Micrometeoroid damage to James Webb Space Telescope imaged for first time

 The damage to NASA’s flagship observatory was significantly greater than pre-launch expectations.

JWSTillustration
Dotted Yeti/Shutterstock

The micrometeoroid that hit the James Webb Space Telescope in May caused significantly more damage than expected and will have a lasting impact on the telescope’s observations, according to a NASA report on the spacecraft’s performance. By contrast, other micrometeoroid impacts during the spacecraft’s first six months of operation have had a negligible effect.

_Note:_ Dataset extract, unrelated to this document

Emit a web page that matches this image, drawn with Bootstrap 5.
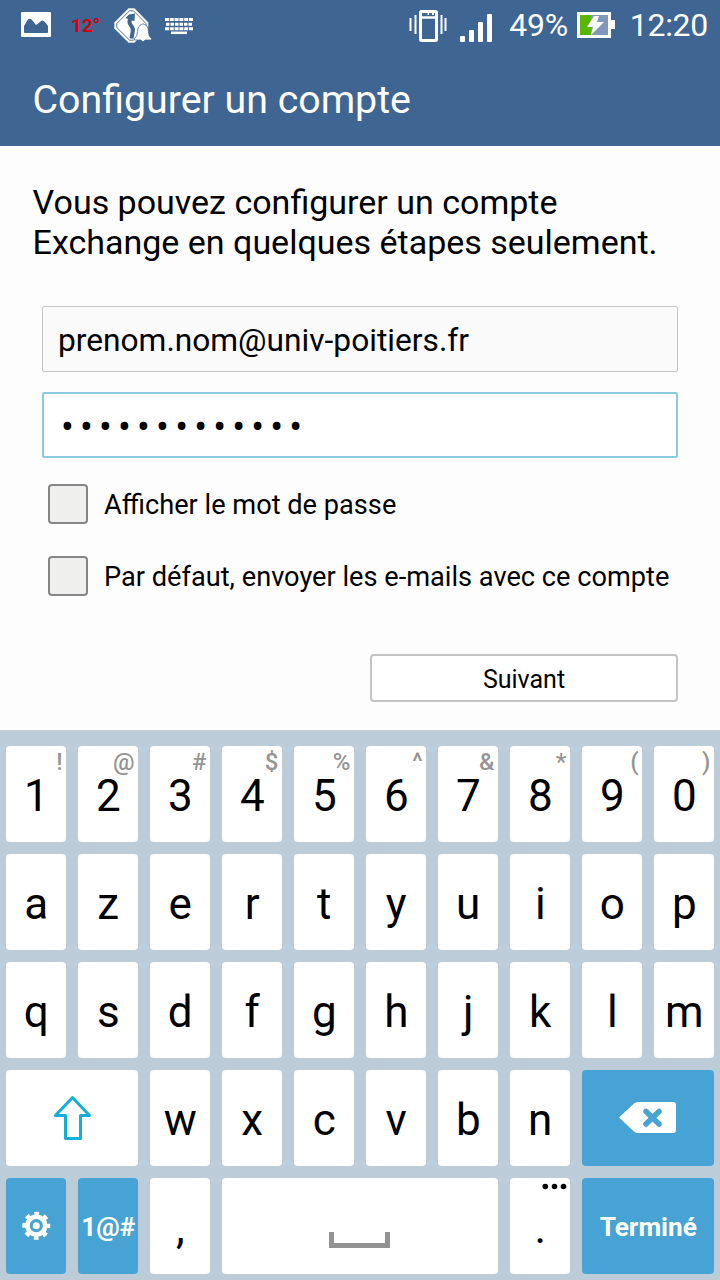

The report contains an image showing the damage to one hexagonal segment of the observatory’s main mirror, called C3. “The single micrometeorite impact that occurred between 22—24 May 2022 exceeded prelaunch expectations of damage for a single micrometeoroid,” says the NASA report.

JWSTmirrordamage
Spot the difference: infrared images of the James Webb Space Telescope before launch (left) and after the micrometeoroid strike (right). The damaged C3 segment is to the bottom right of the mirror.
“Characterization of JWST science performance from commissioning” (July 12, 2022); NASA/ESA/CSA

The performance of the main mirror is determined by how much it deforms incoming starlight and measured by a quantity called wavefront error rms (root mean square). At the beginning the mission, the C3 segment had a wavefront error of 56 nanometers rms, a level similar to the main mirror’s other 17 segments. The impact increased C3’s wavefront error to 258 nm rms.

Spacecraft engineers can change the position and curvature of each segment and in this way were able to reduce the error to 178 nm rms. This has a measurable effect on the error of the main mirror as a whole. “However, the effect was small at the full telescope level because only a small portion of the telescope area was affected,” says the report.

The JWST team say the impact increased the error associated with entire main mirror to about 59 nm rms. “About 5-10 nm rms above the previous best wavefront error rms values.” That’s well within the performance limits the team were hoping for.

Nevertheless, the impact raises questions about the nature of the space environment where the JWST operates. This is a point in space about a million kilometers from Earth where the gravitational fields of the Sun, Moon and Earth are in balance and so provide a relatively stable location.